Saturday, November 21, 2009

Sunsets from the Kitchen Window




I had to stop and watch the electric sky shift the swirls of pink and purple across the horizon. I grabbed a chair and scooted up close to the window, pressing my hands against the chilled pane of a November evening. I sat and watched the sun disappear as I listened to the spin cycle of my washer and left the dirty dishes in the sink. There was something so luxurious and yet simple about sitting down to watch a sunset amidst the flurry of daily demands. A few minutes set aside to notice and realize a moment.
The colors slowly seeped away and the dishes remained undone. Yet, I continued to sit and marvel at how quickly life passes and how fast our feet must move to keep up. And sadly, how if we don't stop and sit, even for a few stolen seconds, life's pale blushing sunsets happening just outside the kitchen window quickly fade away unnoticed.

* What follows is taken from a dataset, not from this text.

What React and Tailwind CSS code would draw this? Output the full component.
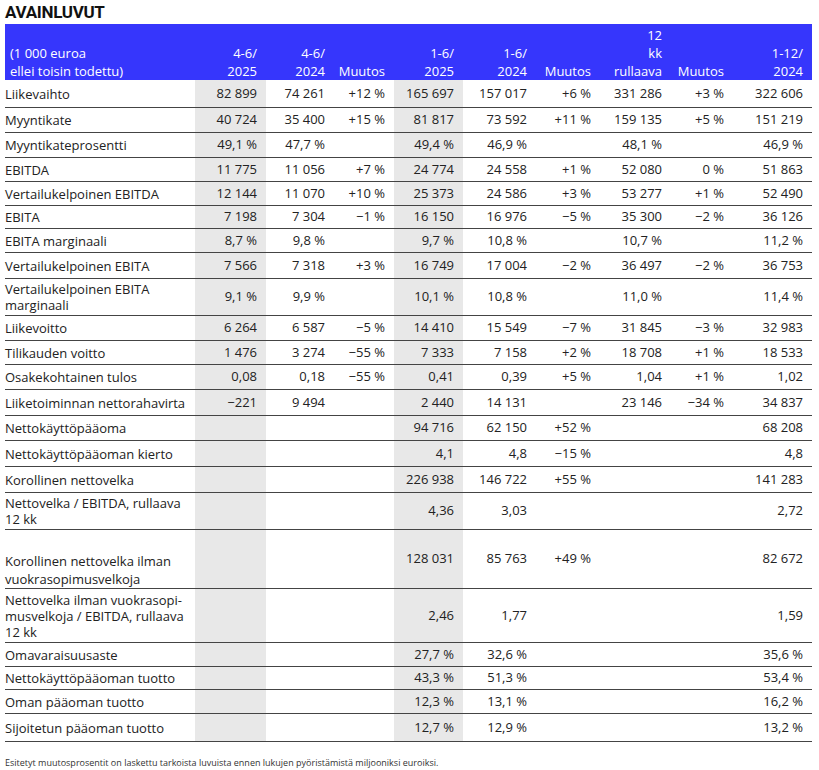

Au Revoirs and Effigies...




Sometimes life gets rough. You've got let things go but it's hard. At moments like these the best thing you can do is light a match, throw it on your pile of problems and watch them burn. There is something liberating about watching the flames blaze through your impossible obstacle and seeing the remnants blown away in the wisps of smoke.
Mix in fine dining, French food, fabulous friends and your favorite new dress and you've got one incredible effigy. Saying au revoir never felt so good. Don't let the load continue to weigh you down. Instead grab a match, bundle up your troubles for the torching and throw yourself one wild bonfire.

Thursday, July 30, 2009

Cardoman Seeds and Hair Like Dawn


We sat around the table chewing cardoman seeds and digesting Shazia's mother's Pakistani cooking. Dal, jasmine rice, lentils, curry still covered the table in various eaten forms and laughter spilled out of our full bellies. I have learned a great lesson on friendship from these women. It comes in all forms and at any moment when we open our hearts. Their company has been an unexpected field of electric orange poppies on a otherwise gray day.
Billie is tall and willowy with ruffled golden hair. She is the kind and quiet type raised by eccentric and well educated parents. Being named after Billie Holliday with a ginger haired sister named Poppy were the first hints but her plans to travel to Pakistan and preference for French cinema confirmed my suspicions. Caroline is curvy with unruly brown hair and a sense of humor that matches her locks. She laughs loud, lives unabashedly and loves her 77 year old father by carrying around on her phone silly videos of him on in a birthday hat blowing out his candles. Shazia is from Pakistan and is everything I imagined from a good fiction novel character. Upper class and well educated in the West but living obediently to her Eastern religion and culture, she lives between two worlds. She carries herself like a queen and works as University professor of English Literature but was forced to London to live with her daughter due to the dangers of bombings in her city.
Our friendship was simple. It formed in the stress of lesson preparations and the fears of receiving below standard marks on our teaching evaluation. But it has moved beyond the chatter of the classroom to become something much more substantial to sharing moments of sadness and inadequacy to being alone and away from the worlds we want. I hardly anticipated to find such a treasure nestled in a teacher training course. Yet I am sure it is one of the most valuable things I will carry forward.
Before we go Shazia clips off a lock of my hair for her daughter who wants to show her friends the girl with the hair like dawn. I smile and can't help but marvel a bit at how quickly lives can intertwine and how much we have to gain from it.